So the first week of mentorships at RSI are now well underway, and my research project is on CRUD. I should probably start from the beginning.
So I've been placed into the Short Lab at NW-13 on the MIT Campus, which is the heart of the Nuclear Science and Engineering department. My mentor is the fantastic Dr Michael Short, who just recently came back from Kazakhstan on some nuclear research collaboration and conferences. He brought back chocolate, which was a great way to start the week, assuring the staff and myself that it was indeed made from cow milk rather than camel milk (which apparently tastes "like a petting zoo"), and it's probably not radioactive. To give you a sense of the vibe of the lab, my workspace is quite literally a red plush couch, and occasionally our various nuclear physics research is interrupted by spontaneous bouts of dart games, which can get quite competitive. Overall, I'm liking the place.
The short 5 minute walk from Maseeh dorms transitions quickly from urban university campus to industrial revolution era scenery on the way to the lab. All around are massive industrial structures with vague indication as to their nature, steam bellowing from pipes and towers and the unyielding chaos of renovation and construction everywhere. This is pretty jarring coming from the lush green lawns and ovals right outside Maseeh, but certainly makes for an interesting walk every morning. There's always a guy on a segway zooming away with determination somewhere, or a group of students walking by talking about some crazy maths and physics theorems.
Once inside NW13 however, the science in the air hits you with full force. Up the stairs and into the beige corridors, I pass several posters on recent nuclear physics projects from the labs and closed doors with small windows peering into complicated machinery with big warning signs everywhere - "WARNING, RADIATION". Then I arrive at the Short Lab. The day of scientific enquiry into the world of experimental nuclear physics begins.
So by now you're probably wondering what my research actually is, if you haven't already heard. Well, essentially, it is on CRUD - Chalk River Unidentified Deposits...and specifically, materials that are resistant to it. So in all nuclear reactors - particularly Pressurized Water Reactors (PWRs) - due to the extreme conditions within the reactor chambers, ie. heat, pressure, radiation... the water (which has various other chemicals in it) tends to corrode the steel insides of the reactor.
All components are cladded with Zironium alloys (nicknamed Zircalloy) which corrodes over the fuel cycle of a reactor.
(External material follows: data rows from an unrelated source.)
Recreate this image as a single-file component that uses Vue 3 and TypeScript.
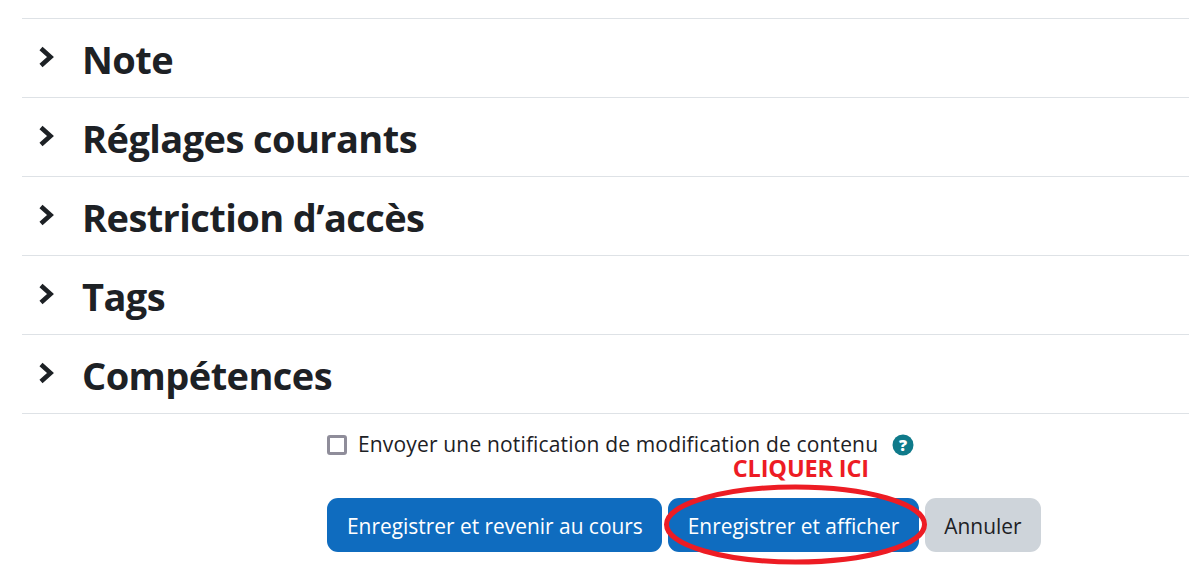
<script setup lang="ts">
const sections: string[] = ['Note', 'Réglages courants', 'Restriction d’accès', 'Tags', 'Compétences']
</script>

<template>
  <div class="page">
    <div class="sections">
      <div v-for="section in sections" :key="section" class="section">
        <svg class="chevron" width="16" height="22" viewBox="0 0 16 22">
          <path d="M3 2.5 L12.5 11 L3 19.5" fill="none" stroke="#1d2125" stroke-width="4.6" stroke-linejoin="miter" />
        </svg>
        <h3 class="section-title">{{ section }}</h3>
      </div>
    </div>

    <div class="footer">
      <div class="notify">
        <span class="checkbox"></span>
        <span class="notify-label">Envoyer une notification de modification de contenu</span>
        <svg class="help" width="22" height="22" viewBox="0 0 22 22">
          <circle cx="11" cy="11" r="10.5" fill="#0f7a8a" />
          <text x="11" y="17" text-anchor="middle" class="help-mark">?</text>
        </svg>
      </div>
      <div class="buttons">
        <button class="btn primary">Enregistrer et revenir au cours</button>
        <div class="highlighted">
          <button class="btn primary">Enregistrer et afficher</button>
          <span class="click-here">CLIQUER ICI</span>
          <svg class="circle" width="265" height="83" viewBox="0 0 265 83">
            <ellipse cx="132.5" cy="41.5" rx="129" ry="37.5" fill="none" stroke="#ed1c24" stroke-width="5" />
          </svg>
        </div>
        <button class="btn secondary">Annuler</button>
      </div>
    </div>
  </div>
</template>

<style>
html,
body {
  background: #fff;
}
</style>

<style scoped>
.page {
  height: 574px;
  overflow: hidden;
  padding-top: 18px;
  box-sizing: border-box;
  font-family: 'Open Sans', 'Noto Sans', sans-serif;
  color: #1d2125;
}
.sections {
  margin-left: 22px;
  border-top: 1px solid #dee2e6;
}
.section {
  display: flex;
  align-items: center;
  height: 78px;
  border-bottom: 1px solid #dee2e6;
}
.chevron {
  margin-left: 16px;
  margin-top: -3px;
  width: 16px;
  flex-shrink: 0;
}
.section-title {
  margin: 2px 0 0 28px;
  font-size: 38px;
  font-weight: 700;
  line-height: 76px;
  letter-spacing: -0.58px;
}
.footer {
  margin-left: 327px;
}
.notify {
  display: flex;
  align-items: center;
  height: 22px;
  margin-top: 20px;
}
.checkbox {
  width: 20px;
  height: 20px;
  box-sizing: border-box;
  border: 3px solid #8f8d9a;
  border-radius: 3px;
}
.notify-label {
  margin: -2px 0 0 11px;
  font-size: 21px;
  line-height: 22px;
  letter-spacing: 0.16px;
  white-space: nowrap;
}
.help {
  margin-left: 14px;
}
.help-mark {
  font-family: 'Open Sans', sans-serif;
  font-size: 16px;
  font-weight: 800;
  fill: #fff;
}
.buttons {
  display: flex;
  gap: 6px;
  margin-top: 42px;
}
.btn {
  height: 54px;
  padding: 1px 20px 0;
  border: none;
  border-radius: 11px;
  font-family: inherit;
  font-size: 20.9px;
  white-space: nowrap;
}
.primary {
  background: #0f6cbf;
  color: #fff;
}
.secondary {
  padding: 1px 19px 0;
  background: #ced4da;
  color: #1d2125;
}
.buttons > .primary {
  padding-right: 19px;
}
.highlighted {
  position: relative;
  display: flex;
}
.click-here {
  position: absolute;
  left: 65px;
  top: -40px;
  font-size: 23.5px;
  line-height: 20px;
  font-weight: 700;
  color: #ed1c24;
  letter-spacing: -0.15px;
  white-space: nowrap;
}
.circle {
  position: absolute;
  left: -5px;
  top: -15px;
  pointer-events: none;
}
</style>
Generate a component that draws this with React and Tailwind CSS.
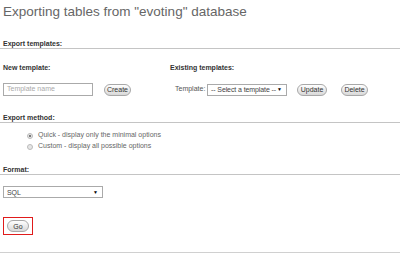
const Pill = ({ children, className = '' }) => (
    <span className={`flex h-[12px] items-center justify-center rounded-full border border-[#a8a8a8] bg-gradient-to-b from-white to-[#d8d8d8] text-[7px] leading-none text-[#333] ${className}`}>
        {children}
    </span>
);

const Select = ({ label, className = '' }) => (
    <span className={`flex h-[12px] items-center justify-between overflow-hidden whitespace-nowrap border border-[#aaa] bg-white pl-[3px] pr-[4px] text-[7px] leading-none text-[#444] ${className}`}>
        <span className="tracking-[-0.1px]">{label}</span>
        <span className="text-[5px] text-black">▼</span>
    </span>
);

const Legend = ({ children }) => (
    <div className="border-b border-[#c4c4c4] pl-[3px] text-[7px] font-bold leading-[8px] text-[#333]">
        {children}
    </div>
);

const Radio = ({ checked, label }) => (
    <div className="flex h-[11px] items-center pl-[27px] text-[7px] text-[#666]">
        <span className="mr-[5px] flex h-[6px] w-[6px] items-center justify-center rounded-full border border-[#bbb] bg-[#e6e6e6]">
            {checked && <span className="h-[2px] w-[2px] rounded-full bg-[#555]" />}
        </span>
        {label}
    </div>
);

const App = () => {
    return (
        <div className="h-[257px] w-[400px] overflow-hidden bg-white font-['Liberation_Sans',Arial,sans-serif]">
            <h2 className="mt-[4px] pl-[3px] text-[13.5px] font-normal leading-[16px] text-[#666]">
                Exporting tables from "evoting" database
            </h2>

            {/* export templates */}
            <div className="mt-[20px]">
                <Legend>Export templates:</Legend>
                <div className="flex">
                    <div className="w-[170px] pl-[3px]">
                        <div className="mt-[15px] text-[7px] font-bold leading-[8px] text-[#333]">New template:</div>
                        <div className="mt-[11px] flex h-[13px] items-center">
                            <span className="flex h-[13px] w-[90px] items-center border border-[#aaa] pl-[3px] text-[7px] text-[#aaa]">
                                Template name
                            </span>
                            <Pill className="ml-[11px] w-[27px]">Create</Pill>
                        </div>
                    </div>
                    <div>
                        <div className="mt-[15px] text-[7px] font-bold leading-[8px] text-[#333]">Existing templates:</div>
                        <div className="mt-[11px] flex h-[13px] items-center pl-[5px]">
                            <span className="w-[32px] text-[7px] text-[#555]">Template:</span>
                            <Select label="-- Select a template --" className="w-[80px]" />
                            <Pill className="ml-[10px] w-[30px]">Update</Pill>
                            <Pill className="ml-[14px] w-[27px]">Delete</Pill>
                        </div>
                    </div>
                </div>
            </div>

            {/* export method */}
            <div className="mt-[18px]">
                <Legend>Export method:</Legend>
                <div className="mt-[7px]">
                    <Radio checked label="Quick - display only the minimal options" />
                    <Radio label="Custom - display all possible options" />
                </div>
            </div>

            {/* format */}
            <div className="mt-[14px]">
                <Legend>Format:</Legend>
                <div className="mt-[11px] pl-[3px]">
                    <Select label="SQL" className="w-[100px]" />
                </div>
            </div>

            <div className="ml-[3px] mt-[19px] flex h-[18px] w-[30px] items-center justify-center border border-[#e01b1b]">
                <Pill className="w-[22px]">Go</Pill>
            </div>

            <div className="mt-[17px] border-t border-[#d0d0d0]" />
        </div>
    );
};

export default App;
This usually happens in the steam generator in which 80% of the surface area of a PWR resides due to the crazy looping of primary coolant tubes. Crud nanoparticles, such as Iron, Nickel, Copper and Chromium, then flow through the primary coolant and form a porous layer over all the interiors including fuel rods. This is kinda a big deal, because boron atoms within the coolant (which are neutron absorbant) get captured by the CRUD generating uncontrolled neutron flux, causing what is known as axial offset anomalies (AOA) and CRUD induced power shifts (CIPS). These are extremely bad news for the reactor, which as a result is more radioactive and therefore hazardous to the workers, generates less power and can sometimes even completely corrode cladding causing shielding failure. On average, a power plant will loose 14 billion a year because of costs associated with CRUD issues in nuclear power plants.
It's a weird feeling to know that your research has a lot of significance and merit to it...that is if the experiment goes according to plan. Currently, the experiment will be to test 12 different materials and see which one performs the best under simulated reactor conditions (coolant water, high temperature, CRUD particles). Some of the materials I will be investigating include Zirconium Nitride, Zirconium Carbide, Zirconium Diboride, Titanium Carbide and Cerium Oxide. After the initial pool heating tests, the materials will then be examined using a 1nM resolution scanning electron microscope. And in conjunction with these tests, atomic force microscopy will see how resistant the material is against chemically bonding to existing CRUD particles.
So yeah, fun times ahead. I'm currently working on getting the experimental setup up and running, including calibrating pH meters, heat flux sensors and logomatic data collectors. Lots of hands on stuff.
Definitely looking forward to the weeks ahead.